**Stored data:**
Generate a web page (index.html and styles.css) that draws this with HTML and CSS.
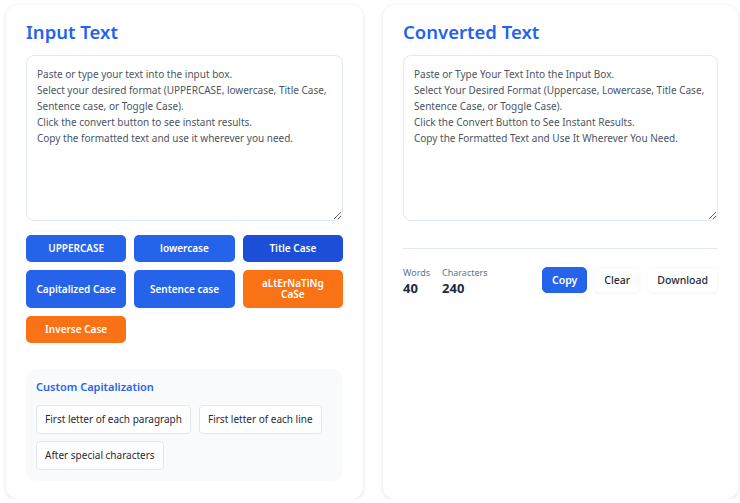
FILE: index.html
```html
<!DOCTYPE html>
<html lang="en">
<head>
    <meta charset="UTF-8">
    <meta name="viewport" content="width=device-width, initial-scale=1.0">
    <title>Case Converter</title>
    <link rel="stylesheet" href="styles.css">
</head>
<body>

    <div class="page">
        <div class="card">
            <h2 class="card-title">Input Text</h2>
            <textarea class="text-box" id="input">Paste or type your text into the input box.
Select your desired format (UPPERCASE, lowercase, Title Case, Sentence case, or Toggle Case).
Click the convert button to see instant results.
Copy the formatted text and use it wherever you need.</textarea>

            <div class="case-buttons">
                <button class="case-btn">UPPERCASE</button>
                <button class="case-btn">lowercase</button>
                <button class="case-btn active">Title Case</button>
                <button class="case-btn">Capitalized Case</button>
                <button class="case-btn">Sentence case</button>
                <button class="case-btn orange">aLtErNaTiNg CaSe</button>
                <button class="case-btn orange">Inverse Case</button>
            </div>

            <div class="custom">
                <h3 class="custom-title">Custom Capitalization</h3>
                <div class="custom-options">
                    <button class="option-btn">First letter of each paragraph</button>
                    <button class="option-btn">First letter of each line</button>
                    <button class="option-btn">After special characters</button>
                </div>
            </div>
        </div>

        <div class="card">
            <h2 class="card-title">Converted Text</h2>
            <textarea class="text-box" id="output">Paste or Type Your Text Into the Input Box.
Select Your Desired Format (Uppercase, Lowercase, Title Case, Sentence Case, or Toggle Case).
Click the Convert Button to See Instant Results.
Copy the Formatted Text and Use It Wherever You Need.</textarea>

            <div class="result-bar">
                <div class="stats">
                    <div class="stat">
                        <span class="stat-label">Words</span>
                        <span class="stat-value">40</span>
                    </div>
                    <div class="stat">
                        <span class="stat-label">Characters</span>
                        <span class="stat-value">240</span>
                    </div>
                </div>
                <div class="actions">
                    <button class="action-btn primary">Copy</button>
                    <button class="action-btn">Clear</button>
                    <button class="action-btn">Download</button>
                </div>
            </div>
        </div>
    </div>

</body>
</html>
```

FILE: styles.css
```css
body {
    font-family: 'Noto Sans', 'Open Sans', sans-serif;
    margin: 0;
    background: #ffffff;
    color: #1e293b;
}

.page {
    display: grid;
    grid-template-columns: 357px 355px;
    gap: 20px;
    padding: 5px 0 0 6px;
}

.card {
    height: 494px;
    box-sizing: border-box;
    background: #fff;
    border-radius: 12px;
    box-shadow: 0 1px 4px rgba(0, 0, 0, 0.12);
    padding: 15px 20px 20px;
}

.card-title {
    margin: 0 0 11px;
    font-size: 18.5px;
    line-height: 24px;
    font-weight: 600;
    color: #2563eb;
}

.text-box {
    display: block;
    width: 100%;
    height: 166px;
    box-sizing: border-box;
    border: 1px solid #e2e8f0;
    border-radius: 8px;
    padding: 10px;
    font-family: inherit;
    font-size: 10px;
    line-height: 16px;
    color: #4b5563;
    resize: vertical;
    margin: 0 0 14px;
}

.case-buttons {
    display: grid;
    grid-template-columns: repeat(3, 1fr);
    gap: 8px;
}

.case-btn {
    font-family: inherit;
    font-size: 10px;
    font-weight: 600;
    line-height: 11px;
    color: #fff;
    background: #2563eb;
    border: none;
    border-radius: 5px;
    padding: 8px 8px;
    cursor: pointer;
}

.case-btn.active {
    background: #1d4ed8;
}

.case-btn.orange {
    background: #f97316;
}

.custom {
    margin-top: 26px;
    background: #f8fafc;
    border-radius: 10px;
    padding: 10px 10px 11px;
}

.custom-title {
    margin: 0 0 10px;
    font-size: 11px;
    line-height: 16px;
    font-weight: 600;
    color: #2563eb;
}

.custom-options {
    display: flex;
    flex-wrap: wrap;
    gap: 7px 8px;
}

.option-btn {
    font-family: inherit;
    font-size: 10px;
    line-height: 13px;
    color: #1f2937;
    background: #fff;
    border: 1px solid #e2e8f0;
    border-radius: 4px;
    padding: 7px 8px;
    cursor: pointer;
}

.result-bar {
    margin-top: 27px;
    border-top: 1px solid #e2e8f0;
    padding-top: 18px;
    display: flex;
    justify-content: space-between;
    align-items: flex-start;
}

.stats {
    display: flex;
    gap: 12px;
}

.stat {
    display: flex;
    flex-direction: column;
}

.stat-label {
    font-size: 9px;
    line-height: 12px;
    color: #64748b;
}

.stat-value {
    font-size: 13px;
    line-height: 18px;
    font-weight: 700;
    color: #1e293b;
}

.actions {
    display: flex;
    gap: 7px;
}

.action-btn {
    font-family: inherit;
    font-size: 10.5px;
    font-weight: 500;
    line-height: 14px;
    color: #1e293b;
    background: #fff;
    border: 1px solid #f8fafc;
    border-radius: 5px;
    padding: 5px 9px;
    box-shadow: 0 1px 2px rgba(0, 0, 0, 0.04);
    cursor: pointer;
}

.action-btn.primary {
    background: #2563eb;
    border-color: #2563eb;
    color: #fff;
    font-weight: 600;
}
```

**What is required:** Copy all the data exactly as written, but skip any picture.

**Output:**
Generate a web page (index.html and styles.css) that draws this with HTML and CSS.
FILE: index.html
```html
<!DOCTYPE html>
<html lang="en">
<head>
    <meta charset="UTF-8">
    <meta name="viewport" content="width=device-width, initial-scale=1.0">
    <title>Case Converter</title>
    <link rel="stylesheet" href="styles.css">
</head>
<body>

    <div class="page">
        <div class="card">
            <h2 class="card-title">Input Text</h2>
            <textarea class="text-box" id="input">Paste or type your text into the input box.
Select your desired format (UPPERCASE, lowercase, Title Case, Sentence case, or Toggle Case).
Click the convert button to see instant results.
Copy the formatted text and use it wherever you need.</textarea>

            <div class="case-buttons">
                <button class="case-btn">UPPERCASE</button>
                <button class="case-btn">lowercase</button>
                <button class="case-btn active">Title Case</button>
                <button class="case-btn">Capitalized Case</button>
                <button class="case-btn">Sentence case</button>
                <button class="case-btn orange">aLtErNaTiNg CaSe</button>
                <button class="case-btn orange">Inverse Case</button>
            </div>

            <div class="custom">
                <h3 class="custom-title">Custom Capitalization</h3>
                <div class="custom-options">
                    <button class="option-btn">First letter of each paragraph</button>
                    <button class="option-btn">First letter of each line</button>
                    <button class="option-btn">After special characters</button>
                </div>
            </div>
        </div>

        <div class="card">
            <h2 class="card-title">Converted Text</h2>
            <textarea class="text-box" id="output">Paste or Type Your Text Into the Input Box.
Select Your Desired Format (Uppercase, Lowercase, Title Case, Sentence Case, or Toggle Case).
Click the Convert Button to See Instant Results.
Copy the Formatted Text and Use It Wherever You Need.</textarea>

            <div class="result-bar">
                <div class="stats">
                    <div class="stat">
                        <span class="stat-label">Words</span>
                        <span class="stat-value">40</span>
                    </div>
                    <div class="stat">
                        <span class="stat-label">Characters</span>
                        <span class="stat-value">240</span>
                    </div>
                </div>
                <div class="actions">
                    <button class="action-btn primary">Copy</button>
                    <button class="action-btn">Clear</button>
                    <button class="action-btn">Download</button>
                </div>
            </div>
        </div>
    </div>

</body>
</html>
```

FILE: styles.css
```css
body {
    font-family: 'Noto Sans', 'Open Sans', sans-serif;
    margin: 0;
    background: #ffffff;
    color: #1e293b;
}

.page {
    display: grid;
    grid-template-columns: 357px 355px;
    gap: 20px;
    padding: 5px 0 0 6px;
}

.card {
    height: 494px;
    box-sizing: border-box;
    background: #fff;
    border-radius: 12px;
    box-shadow: 0 1px 4px rgba(0, 0, 0, 0.12);
    padding: 15px 20px 20px;
}

.card-title {
    margin: 0 0 11px;
    font-size: 18.5px;
    line-height: 24px;
    font-weight: 600;
    color: #2563eb;
}

.text-box {
    display: block;
    width: 100%;
    height: 166px;
    box-sizing: border-box;
    border: 1px solid #e2e8f0;
    border-radius: 8px;
    padding: 10px;
    font-family: inherit;
    font-size: 10px;
    line-height: 16px;
    color: #4b5563;
    resize: vertical;
    margin: 0 0 14px;
}

.case-buttons {
    display: grid;
    grid-template-columns: repeat(3, 1fr);
    gap: 8px;
}

.case-btn {
    font-family: inherit;
    font-size: 10px;
    font-weight: 600;
    line-height: 11px;
    color: #fff;
    background: #2563eb;
    border: none;
    border-radius: 5px;
    padding: 8px 8px;
    cursor: pointer;
}

.case-btn.active {
    background: #1d4ed8;
}

.case-btn.orange {
    background: #f97316;
}

.custom {
    margin-top: 26px;
    background: #f8fafc;
    border-radius: 10px;
    padding: 10px 10px 11px;
}

.custom-title {
    margin: 0 0 10px;
    font-size: 11px;
    line-height: 16px;
    font-weight: 600;
    color: #2563eb;
}

.custom-options {
    display: flex;
    flex-wrap: wrap;
    gap: 7px 8px;
}

.option-btn {
    font-family: inherit;
    font-size: 10px;
    line-height: 13px;
    color: #1f2937;
    background: #fff;
    border: 1px solid #e2e8f0;
    border-radius: 4px;
    padding: 7px 8px;
    cursor: pointer;
}

.result-bar {
    margin-top: 27px;
    border-top: 1px solid #e2e8f0;
    padding-top: 18px;
    display: flex;
    justify-content: space-between;
    align-items: flex-start;
}

.stats {
    display: flex;
    gap: 12px;
}

.stat {
    display: flex;
    flex-direction: column;
}

.stat-label {
    font-size: 9px;
    line-height: 12px;
    color: #64748b;
}

.stat-value {
    font-size: 13px;
    line-height: 18px;
    font-weight: 700;
    color: #1e293b;
}

.actions {
    display: flex;
    gap: 7px;
}

.action-btn {
    font-family: inherit;
    font-size: 10.5px;
    font-weight: 500;
    line-height: 14px;
    color: #1e293b;
    background: #fff;
    border: 1px solid #f8fafc;
    border-radius: 5px;
    padding: 5px 9px;
    box-shadow: 0 1px 2px rgba(0, 0, 0, 0.04);
    cursor: pointer;
}

.action-btn.primary {
    background: #2563eb;
    border-color: #2563eb;
    color: #fff;
    font-weight: 600;
}
```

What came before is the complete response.